What is expected -
Say how many lines contain "size"; the answer is the number alone.

Material supplied -
- - -

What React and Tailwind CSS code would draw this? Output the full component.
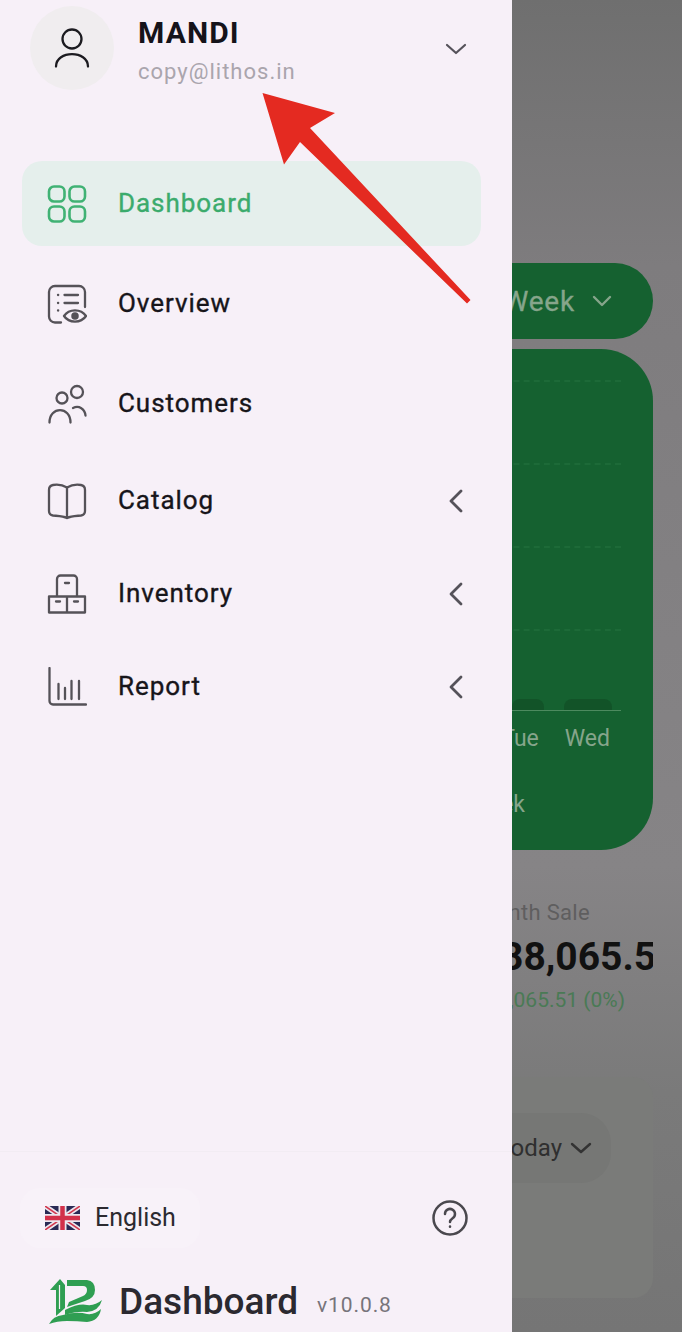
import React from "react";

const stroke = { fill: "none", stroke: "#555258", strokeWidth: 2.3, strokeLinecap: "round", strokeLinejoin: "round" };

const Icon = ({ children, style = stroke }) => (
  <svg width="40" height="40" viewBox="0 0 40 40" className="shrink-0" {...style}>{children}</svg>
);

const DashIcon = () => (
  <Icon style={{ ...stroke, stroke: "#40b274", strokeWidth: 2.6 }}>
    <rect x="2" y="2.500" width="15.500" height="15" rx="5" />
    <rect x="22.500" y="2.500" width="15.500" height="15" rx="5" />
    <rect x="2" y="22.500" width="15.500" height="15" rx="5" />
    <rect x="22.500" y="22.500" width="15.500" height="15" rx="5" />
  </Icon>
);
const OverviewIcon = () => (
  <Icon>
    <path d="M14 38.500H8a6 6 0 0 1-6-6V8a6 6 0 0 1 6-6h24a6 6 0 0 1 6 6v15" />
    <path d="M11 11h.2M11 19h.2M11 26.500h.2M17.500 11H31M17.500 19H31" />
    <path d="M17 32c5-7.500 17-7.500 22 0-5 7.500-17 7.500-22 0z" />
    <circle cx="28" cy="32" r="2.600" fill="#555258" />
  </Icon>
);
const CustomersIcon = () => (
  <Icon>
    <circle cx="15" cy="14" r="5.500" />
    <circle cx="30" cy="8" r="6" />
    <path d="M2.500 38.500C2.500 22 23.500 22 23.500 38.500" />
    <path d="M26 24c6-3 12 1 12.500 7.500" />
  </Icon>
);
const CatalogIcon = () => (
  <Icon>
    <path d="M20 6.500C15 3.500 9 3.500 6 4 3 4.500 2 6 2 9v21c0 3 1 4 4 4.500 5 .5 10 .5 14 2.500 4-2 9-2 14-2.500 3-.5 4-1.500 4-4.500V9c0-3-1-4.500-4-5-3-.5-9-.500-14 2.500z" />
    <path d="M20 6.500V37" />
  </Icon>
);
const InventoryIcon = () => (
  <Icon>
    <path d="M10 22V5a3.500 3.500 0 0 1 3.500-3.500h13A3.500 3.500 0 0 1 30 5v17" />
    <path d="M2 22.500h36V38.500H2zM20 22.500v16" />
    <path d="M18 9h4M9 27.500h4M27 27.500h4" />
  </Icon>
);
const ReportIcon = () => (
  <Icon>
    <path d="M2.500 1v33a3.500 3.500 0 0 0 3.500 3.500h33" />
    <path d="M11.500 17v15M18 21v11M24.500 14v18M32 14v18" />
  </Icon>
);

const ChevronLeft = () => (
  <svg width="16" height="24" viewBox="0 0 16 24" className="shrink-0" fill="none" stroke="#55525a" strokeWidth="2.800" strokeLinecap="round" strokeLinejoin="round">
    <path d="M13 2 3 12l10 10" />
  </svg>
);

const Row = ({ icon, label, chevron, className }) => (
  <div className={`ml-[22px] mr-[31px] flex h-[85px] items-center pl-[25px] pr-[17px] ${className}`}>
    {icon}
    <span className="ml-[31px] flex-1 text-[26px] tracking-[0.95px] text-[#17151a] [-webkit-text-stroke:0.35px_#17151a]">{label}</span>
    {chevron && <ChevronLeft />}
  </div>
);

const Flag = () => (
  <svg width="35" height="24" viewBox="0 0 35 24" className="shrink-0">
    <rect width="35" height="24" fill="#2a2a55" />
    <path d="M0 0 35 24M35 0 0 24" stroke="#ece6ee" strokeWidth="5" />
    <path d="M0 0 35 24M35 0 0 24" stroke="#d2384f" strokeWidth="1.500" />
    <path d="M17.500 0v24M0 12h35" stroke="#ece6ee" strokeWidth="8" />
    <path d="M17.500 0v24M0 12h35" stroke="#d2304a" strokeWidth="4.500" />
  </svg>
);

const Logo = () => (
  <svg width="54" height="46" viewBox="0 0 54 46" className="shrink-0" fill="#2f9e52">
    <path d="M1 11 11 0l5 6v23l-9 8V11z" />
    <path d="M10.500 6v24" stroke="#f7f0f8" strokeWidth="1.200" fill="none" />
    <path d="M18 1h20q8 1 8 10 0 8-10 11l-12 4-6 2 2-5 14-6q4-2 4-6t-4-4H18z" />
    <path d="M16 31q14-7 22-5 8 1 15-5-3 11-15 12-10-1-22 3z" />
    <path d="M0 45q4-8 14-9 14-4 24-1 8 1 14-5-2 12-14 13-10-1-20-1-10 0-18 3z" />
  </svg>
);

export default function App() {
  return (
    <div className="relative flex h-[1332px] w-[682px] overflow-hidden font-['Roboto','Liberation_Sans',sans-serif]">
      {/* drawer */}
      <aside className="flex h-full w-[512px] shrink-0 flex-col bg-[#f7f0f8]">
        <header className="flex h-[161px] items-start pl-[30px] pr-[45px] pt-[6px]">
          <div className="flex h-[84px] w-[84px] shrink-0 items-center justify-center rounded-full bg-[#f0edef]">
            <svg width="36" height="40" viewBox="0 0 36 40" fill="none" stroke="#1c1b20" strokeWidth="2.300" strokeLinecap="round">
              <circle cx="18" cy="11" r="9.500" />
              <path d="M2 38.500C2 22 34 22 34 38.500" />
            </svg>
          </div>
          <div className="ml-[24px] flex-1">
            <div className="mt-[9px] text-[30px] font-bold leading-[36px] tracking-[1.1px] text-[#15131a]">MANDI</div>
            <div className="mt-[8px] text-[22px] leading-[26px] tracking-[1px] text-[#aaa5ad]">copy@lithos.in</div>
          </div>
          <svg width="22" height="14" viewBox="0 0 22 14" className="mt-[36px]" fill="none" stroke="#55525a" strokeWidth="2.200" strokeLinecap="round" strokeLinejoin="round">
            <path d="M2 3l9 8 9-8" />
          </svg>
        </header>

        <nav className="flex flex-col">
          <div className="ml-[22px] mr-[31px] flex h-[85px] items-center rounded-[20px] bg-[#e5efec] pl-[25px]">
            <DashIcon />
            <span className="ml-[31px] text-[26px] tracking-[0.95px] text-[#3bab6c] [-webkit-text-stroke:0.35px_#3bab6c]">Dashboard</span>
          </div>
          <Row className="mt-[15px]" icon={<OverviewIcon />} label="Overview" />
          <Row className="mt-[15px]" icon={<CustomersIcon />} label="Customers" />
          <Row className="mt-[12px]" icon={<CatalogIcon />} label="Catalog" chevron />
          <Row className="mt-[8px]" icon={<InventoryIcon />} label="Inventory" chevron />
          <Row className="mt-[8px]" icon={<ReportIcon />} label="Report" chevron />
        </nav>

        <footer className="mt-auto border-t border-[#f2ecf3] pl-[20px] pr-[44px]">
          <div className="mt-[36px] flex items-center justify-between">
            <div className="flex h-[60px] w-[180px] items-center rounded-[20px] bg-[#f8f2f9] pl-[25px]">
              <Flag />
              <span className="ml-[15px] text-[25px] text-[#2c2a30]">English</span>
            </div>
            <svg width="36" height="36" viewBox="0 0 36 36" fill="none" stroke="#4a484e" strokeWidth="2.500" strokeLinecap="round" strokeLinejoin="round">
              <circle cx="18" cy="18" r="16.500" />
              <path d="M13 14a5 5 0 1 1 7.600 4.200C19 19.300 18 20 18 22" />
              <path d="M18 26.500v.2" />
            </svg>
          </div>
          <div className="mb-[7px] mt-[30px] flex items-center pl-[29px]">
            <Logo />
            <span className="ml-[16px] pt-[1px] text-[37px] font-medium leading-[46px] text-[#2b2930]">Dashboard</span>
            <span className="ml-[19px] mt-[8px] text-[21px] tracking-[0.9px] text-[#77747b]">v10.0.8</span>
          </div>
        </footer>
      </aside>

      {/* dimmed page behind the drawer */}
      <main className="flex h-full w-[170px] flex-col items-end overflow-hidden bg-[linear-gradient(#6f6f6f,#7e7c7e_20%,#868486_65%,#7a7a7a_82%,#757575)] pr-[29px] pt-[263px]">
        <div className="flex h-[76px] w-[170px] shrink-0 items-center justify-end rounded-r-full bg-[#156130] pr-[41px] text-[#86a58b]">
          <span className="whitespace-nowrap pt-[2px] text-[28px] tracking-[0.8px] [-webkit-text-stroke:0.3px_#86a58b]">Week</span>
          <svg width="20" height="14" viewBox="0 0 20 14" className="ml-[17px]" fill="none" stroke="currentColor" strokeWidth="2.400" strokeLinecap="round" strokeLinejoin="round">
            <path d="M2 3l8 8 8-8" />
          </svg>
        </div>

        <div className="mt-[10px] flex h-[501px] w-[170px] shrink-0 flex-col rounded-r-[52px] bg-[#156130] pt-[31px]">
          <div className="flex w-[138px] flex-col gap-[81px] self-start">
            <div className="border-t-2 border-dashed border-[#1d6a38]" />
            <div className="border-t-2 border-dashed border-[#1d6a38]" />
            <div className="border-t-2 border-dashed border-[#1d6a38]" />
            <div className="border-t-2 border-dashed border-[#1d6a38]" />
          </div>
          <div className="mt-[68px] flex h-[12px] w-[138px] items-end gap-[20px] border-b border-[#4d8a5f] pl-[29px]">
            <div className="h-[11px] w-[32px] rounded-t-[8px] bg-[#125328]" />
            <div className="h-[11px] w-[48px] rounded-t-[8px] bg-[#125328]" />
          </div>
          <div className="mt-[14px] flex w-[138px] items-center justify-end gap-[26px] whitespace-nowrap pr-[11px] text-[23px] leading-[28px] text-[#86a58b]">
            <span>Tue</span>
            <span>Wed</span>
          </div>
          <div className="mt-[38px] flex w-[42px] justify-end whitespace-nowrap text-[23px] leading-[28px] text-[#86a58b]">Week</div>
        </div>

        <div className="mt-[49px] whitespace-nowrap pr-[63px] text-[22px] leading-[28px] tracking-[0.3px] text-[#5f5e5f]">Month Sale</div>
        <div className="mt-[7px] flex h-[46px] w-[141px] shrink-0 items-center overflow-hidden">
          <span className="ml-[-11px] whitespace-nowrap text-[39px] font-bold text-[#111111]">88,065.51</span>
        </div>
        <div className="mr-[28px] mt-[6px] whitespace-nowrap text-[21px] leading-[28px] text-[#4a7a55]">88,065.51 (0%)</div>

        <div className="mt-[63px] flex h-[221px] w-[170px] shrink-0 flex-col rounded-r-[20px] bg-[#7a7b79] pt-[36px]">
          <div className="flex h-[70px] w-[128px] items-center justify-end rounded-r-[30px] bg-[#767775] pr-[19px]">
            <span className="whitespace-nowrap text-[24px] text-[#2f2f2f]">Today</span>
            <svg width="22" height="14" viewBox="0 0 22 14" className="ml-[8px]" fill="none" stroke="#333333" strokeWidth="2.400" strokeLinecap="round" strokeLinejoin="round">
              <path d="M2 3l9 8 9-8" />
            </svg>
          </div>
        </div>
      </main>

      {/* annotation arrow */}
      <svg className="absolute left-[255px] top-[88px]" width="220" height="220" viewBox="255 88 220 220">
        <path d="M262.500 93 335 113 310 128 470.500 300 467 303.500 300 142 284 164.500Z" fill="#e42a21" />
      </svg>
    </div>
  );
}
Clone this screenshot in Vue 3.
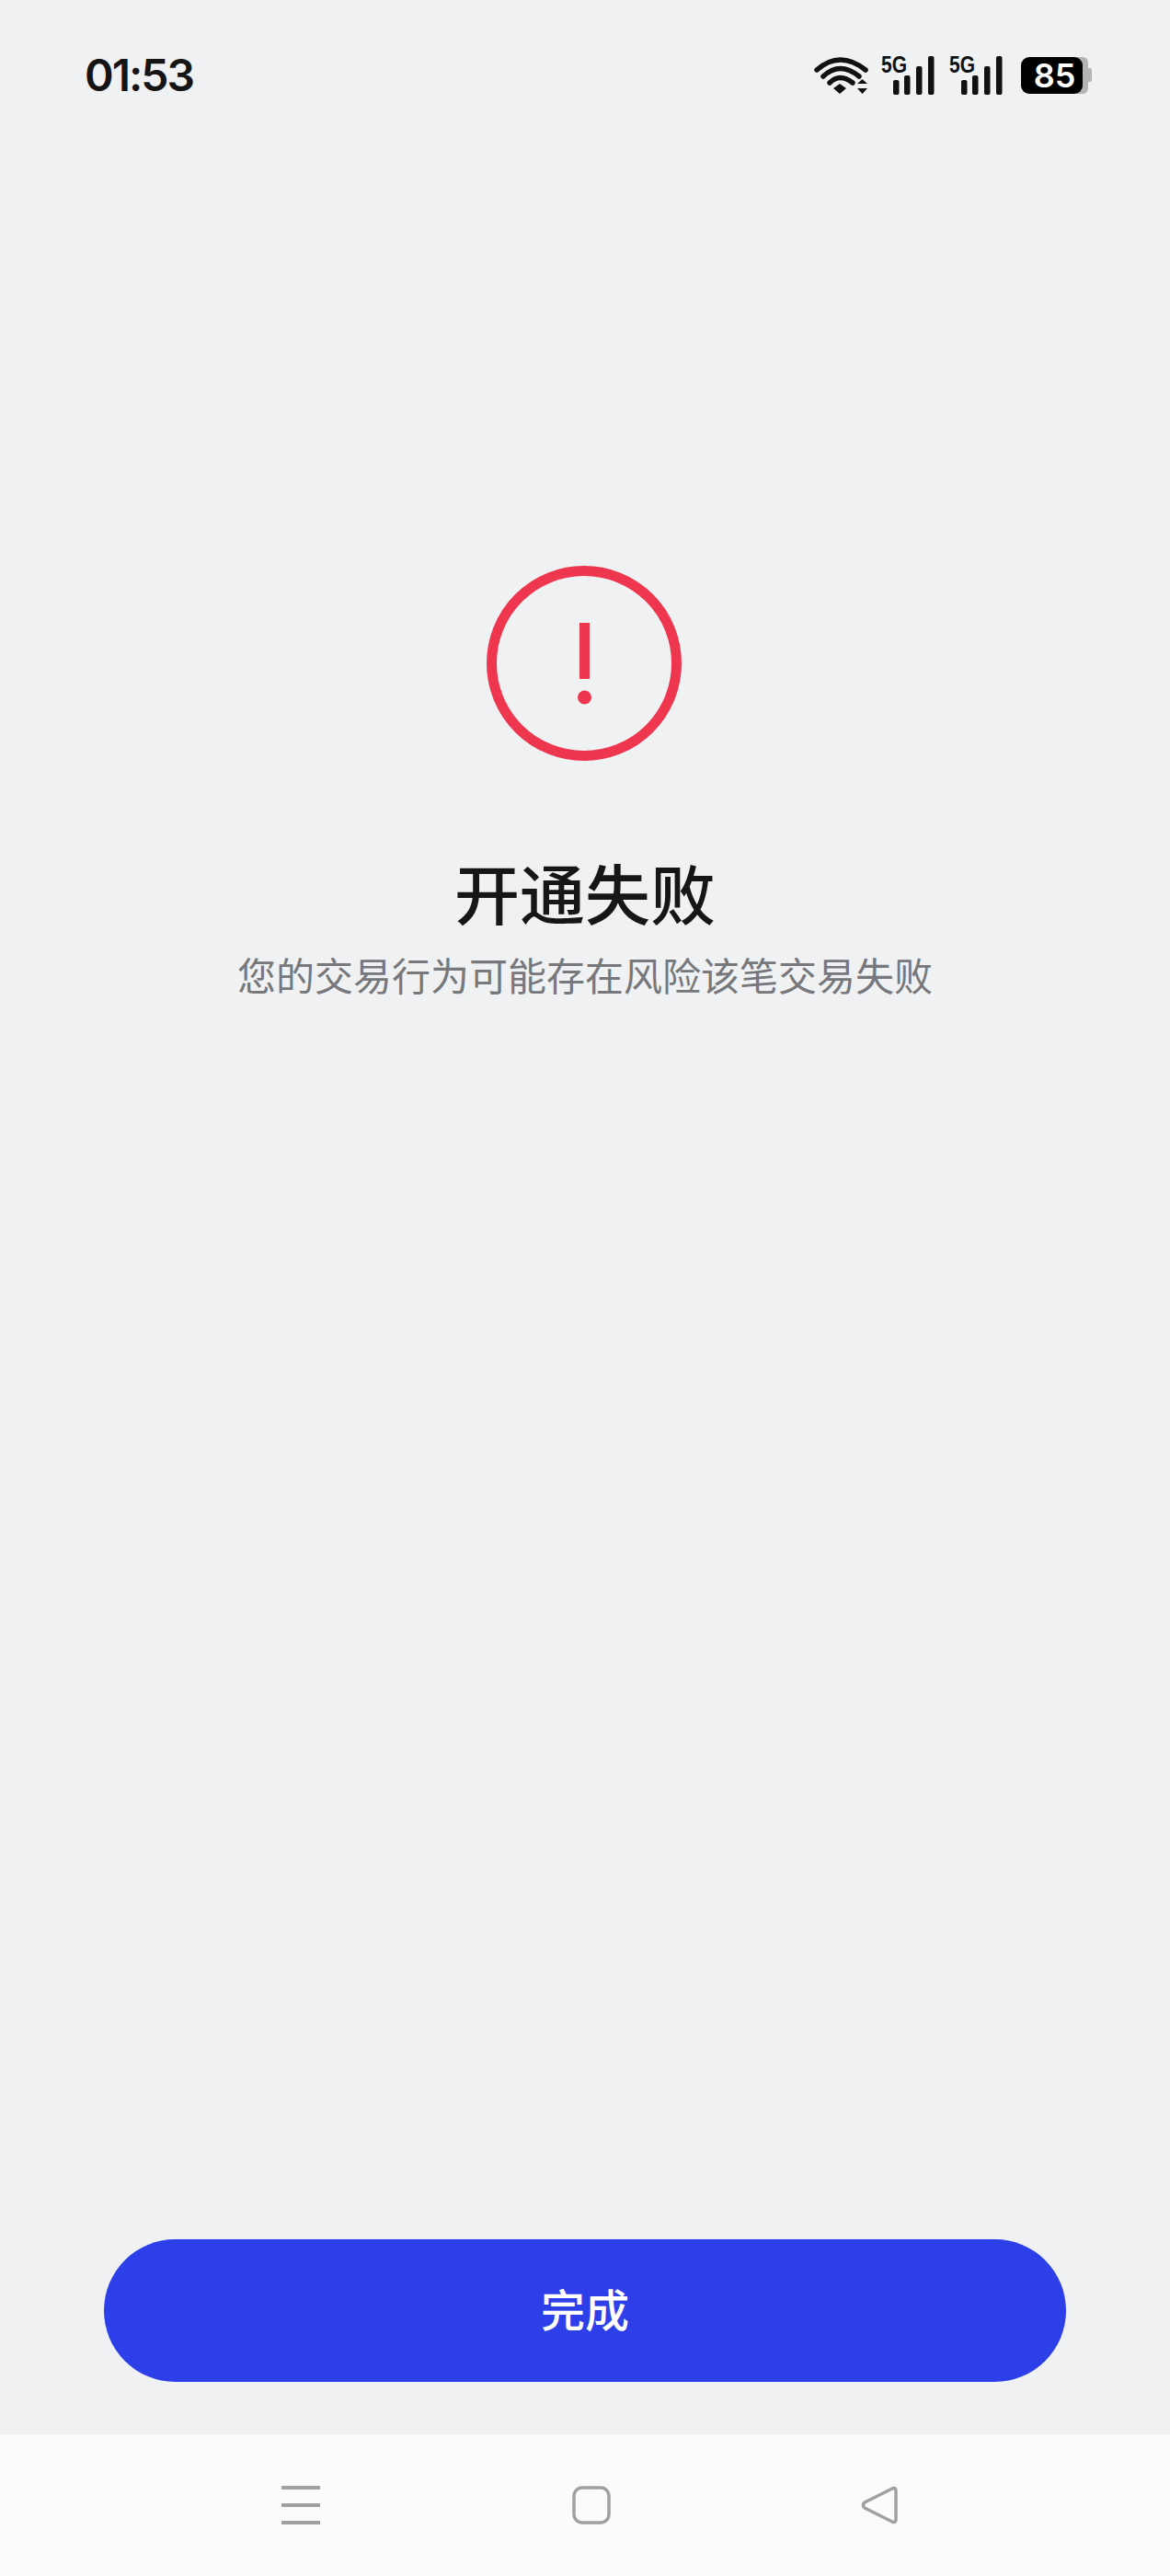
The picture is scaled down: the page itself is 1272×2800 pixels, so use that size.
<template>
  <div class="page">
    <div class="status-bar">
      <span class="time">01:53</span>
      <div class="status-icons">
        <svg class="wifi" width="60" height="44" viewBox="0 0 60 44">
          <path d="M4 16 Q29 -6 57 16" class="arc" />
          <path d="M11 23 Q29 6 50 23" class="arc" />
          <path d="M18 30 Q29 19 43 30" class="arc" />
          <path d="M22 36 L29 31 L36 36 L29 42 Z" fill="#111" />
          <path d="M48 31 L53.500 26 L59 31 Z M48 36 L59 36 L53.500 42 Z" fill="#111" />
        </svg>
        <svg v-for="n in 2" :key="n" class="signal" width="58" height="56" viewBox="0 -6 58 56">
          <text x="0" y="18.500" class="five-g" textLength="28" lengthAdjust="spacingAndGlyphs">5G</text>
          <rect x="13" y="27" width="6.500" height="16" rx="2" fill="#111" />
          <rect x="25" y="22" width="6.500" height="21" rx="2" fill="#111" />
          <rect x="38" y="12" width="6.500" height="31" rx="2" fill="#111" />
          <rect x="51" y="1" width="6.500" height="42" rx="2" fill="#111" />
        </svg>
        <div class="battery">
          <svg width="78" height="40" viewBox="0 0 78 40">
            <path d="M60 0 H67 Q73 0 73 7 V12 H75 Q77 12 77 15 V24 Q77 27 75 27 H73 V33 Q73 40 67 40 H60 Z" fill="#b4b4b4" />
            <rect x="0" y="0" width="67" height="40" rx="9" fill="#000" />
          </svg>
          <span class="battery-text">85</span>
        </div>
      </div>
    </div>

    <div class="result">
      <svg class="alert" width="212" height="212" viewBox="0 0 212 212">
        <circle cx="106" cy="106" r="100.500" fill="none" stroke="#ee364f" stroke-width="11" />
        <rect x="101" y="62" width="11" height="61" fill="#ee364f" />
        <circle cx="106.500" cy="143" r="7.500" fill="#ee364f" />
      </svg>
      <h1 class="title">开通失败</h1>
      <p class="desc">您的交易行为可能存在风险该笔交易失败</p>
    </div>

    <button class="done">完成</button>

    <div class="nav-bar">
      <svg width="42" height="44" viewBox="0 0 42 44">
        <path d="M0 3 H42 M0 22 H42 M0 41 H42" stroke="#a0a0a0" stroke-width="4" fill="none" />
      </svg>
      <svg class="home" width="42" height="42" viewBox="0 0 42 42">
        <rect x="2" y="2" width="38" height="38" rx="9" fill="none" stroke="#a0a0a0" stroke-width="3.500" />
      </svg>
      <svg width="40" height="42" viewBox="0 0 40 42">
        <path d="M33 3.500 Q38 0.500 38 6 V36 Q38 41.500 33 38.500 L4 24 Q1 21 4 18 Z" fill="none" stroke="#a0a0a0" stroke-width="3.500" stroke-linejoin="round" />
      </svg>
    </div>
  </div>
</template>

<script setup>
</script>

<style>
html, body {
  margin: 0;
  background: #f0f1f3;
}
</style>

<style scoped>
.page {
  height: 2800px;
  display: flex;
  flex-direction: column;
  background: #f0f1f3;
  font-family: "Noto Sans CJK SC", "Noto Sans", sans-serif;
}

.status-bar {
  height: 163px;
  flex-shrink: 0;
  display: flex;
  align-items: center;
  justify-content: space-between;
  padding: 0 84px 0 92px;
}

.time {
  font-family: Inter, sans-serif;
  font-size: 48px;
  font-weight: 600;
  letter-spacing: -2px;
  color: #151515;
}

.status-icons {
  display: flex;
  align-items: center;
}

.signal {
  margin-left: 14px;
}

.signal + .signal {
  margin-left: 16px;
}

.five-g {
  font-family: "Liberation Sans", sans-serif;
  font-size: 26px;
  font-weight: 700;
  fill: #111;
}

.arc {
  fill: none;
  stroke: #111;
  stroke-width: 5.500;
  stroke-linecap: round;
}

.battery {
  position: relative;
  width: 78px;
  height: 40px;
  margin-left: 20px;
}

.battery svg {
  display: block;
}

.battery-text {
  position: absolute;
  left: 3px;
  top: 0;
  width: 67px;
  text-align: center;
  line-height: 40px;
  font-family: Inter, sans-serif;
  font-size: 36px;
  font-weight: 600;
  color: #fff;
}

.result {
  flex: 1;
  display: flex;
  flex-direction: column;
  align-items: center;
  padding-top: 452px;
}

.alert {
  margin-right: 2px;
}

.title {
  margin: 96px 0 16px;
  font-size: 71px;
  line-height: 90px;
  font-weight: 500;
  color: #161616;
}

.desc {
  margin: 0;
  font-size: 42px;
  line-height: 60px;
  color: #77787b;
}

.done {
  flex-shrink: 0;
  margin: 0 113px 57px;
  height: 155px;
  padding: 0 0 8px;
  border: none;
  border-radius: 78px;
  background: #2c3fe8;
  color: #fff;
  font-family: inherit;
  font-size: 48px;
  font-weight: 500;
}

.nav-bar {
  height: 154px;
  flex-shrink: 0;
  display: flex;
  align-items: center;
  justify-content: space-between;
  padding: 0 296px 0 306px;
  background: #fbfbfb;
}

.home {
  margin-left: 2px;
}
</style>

- - -

Exercise response -
7